Plus classique, le rapport pointe également de sérieuses lacunes en matière de lutte contre le blanchiment d’argent. «La Suisse reste un pays de destination et de transit attractif pour les flux financiers illégaux», selon Mme Gloor. Et d’exiger par exemple la transparence des ayants droit économiques des sociétés de trust. Trop d’officines d’avocats servent encore de simples prête-noms, comme l’ont révélé les Panama Papers.
Enfin, on relèvera dans cet intéressant rapport le lien tracé entre corruption et crise climatique. Le poids du lobby des énergies fossiles sabote la mise en œuvre d’une politique permettant de contenir le réchauffement de la planète.
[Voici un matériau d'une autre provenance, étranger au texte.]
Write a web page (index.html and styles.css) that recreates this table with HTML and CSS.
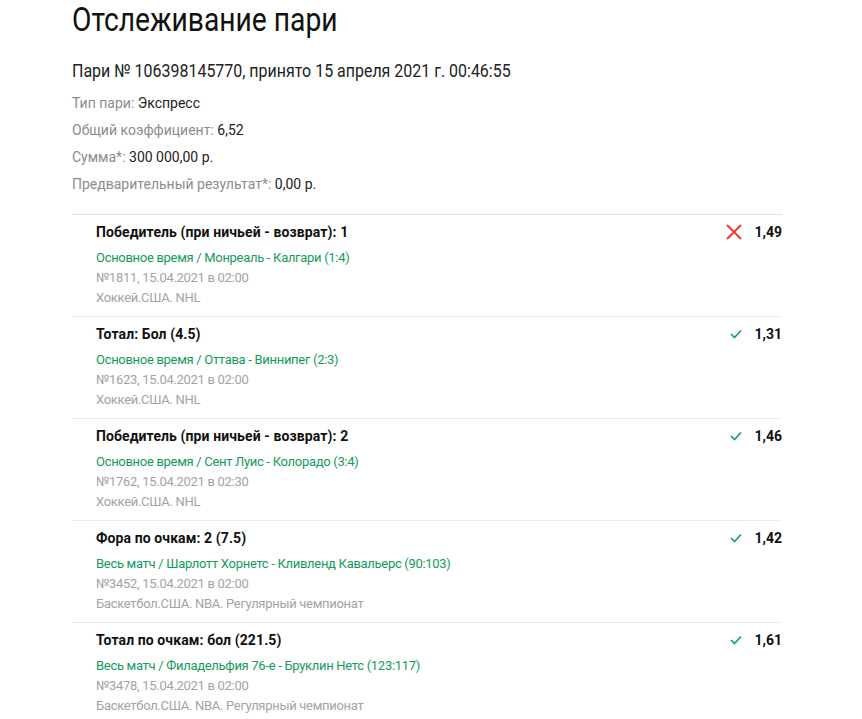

Parfois en recourant à de la corruption directe, y compris dans des pays du Nord.
Là-aussi, le poids des lobbies est jugé problématique et le rapport relève d’inquiétants allers-retours du secteur privé vers le secteur public, un syndrome dit des portes tournantes.
En Suisse, on en a un exemple criant avec Albert Rösti, venu de Swiss Oil, et présentement conseiller fédéral. Cela n’en fait pas le magistrat le plus lucide pour lutter contre l’effet de serre. Et, une fois son mandat achevé, il sera intéressant de voir où il ira pantoufler.